U.S. Supreme Court Associate Justice Neil Gorsuch


By THE STAR STAFF


The U.S. Supreme Court heard arguments Wednesday on whether the Financial Oversight and Management Board can be sued in U.S. District Court to obtain documents considered public records under Puerto Rican law.


Much of the discussion in the case, “Financial Oversight and Management Board v. Centro de Periodismo Investigativo,” focused on whether Puerto Rico and the oversight board have sovereign immunity, the doctrine that a government generally cannot be sued without its consent.


The Center for Investigative Reporting (CPI by its Spanish initials) sued the oversight board in federal district court to obtain certain Puerto Rico debt restructuring records that the board had declined to release.


The CPI argued that the oversight board’s actions violated Puerto Rico’s laws.
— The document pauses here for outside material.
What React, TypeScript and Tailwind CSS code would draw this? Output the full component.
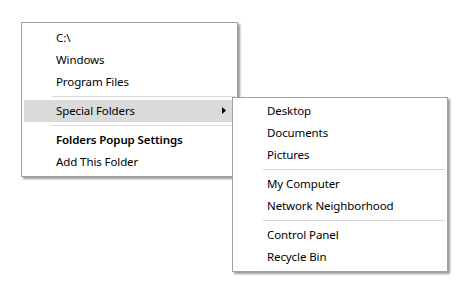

The center was forced to sue in federal court because the law established that the federal court evaluates disputes with the oversight board.


The oversight board claimed that sovereign immunity barred such a suit. After the court of appeals rejected the board’s immunity claim, the Supreme Court granted a review.


The justices agreed that they must resolve whether Congress’ actions were sufficiently clear to waive sovereign immunity and allow private parties to sue the oversight board, which was established in 2016 to oversee Puerto Rico’s bankruptcy and recovery from a crippling financial crisis.


Though Congress can waive sovereign immunity for states, the Supreme Court has said that it must be unmistakably clear in the language of statutes when doing so.


Several justices noted that it would be odd to answer the central question without determining first if Puerto Rico and the oversight board were entitled to sovereign immunity.

“It just seems quite weird to me,” Justice Elena Kagan said.


The U.S. Court of Appeals for the First Circuit assumed Puerto Rico was entitled to sovereign immunity when it decided that Congress had been sufficiently clear to allow a media organization to sue for public records.


The U.S. constitutional provision behind sovereign immunity says “states,” not “things like states,” Chief Justice John Roberts said.


“I’m just wondering how far you can stretch the analogy to state sovereign immunity,” he said.

Some justices were reluctant to decide the sovereign immunity issue without a full briefing from Puerto Rico and other U.S. territories.


Justice Neil Gorsuch suggested deferring the question for another day.


Justice Department attorney Aimee Brown, who took a middle position in the case, said the court has treated Puerto Rico like a state “for more than a century.”


The idea that territories shouldn’t be hauled into courts by private parties “is just kind of the necessary corollary to the existence of self-government,” Brown said.


Gorsuch noted that a ruling deciding Puerto Rico’s sovereign immunity would apply beyond its borders to all U.S. territories.


“It’s a rather large and important constitutional question” to decide without all the interested parties, Gorsuch said.


Justice Amy Coney Barrett suggested vacating the question and remanding the issue to the First Circuit, which may result in the oversight board having another chance to avoid releasing public documents.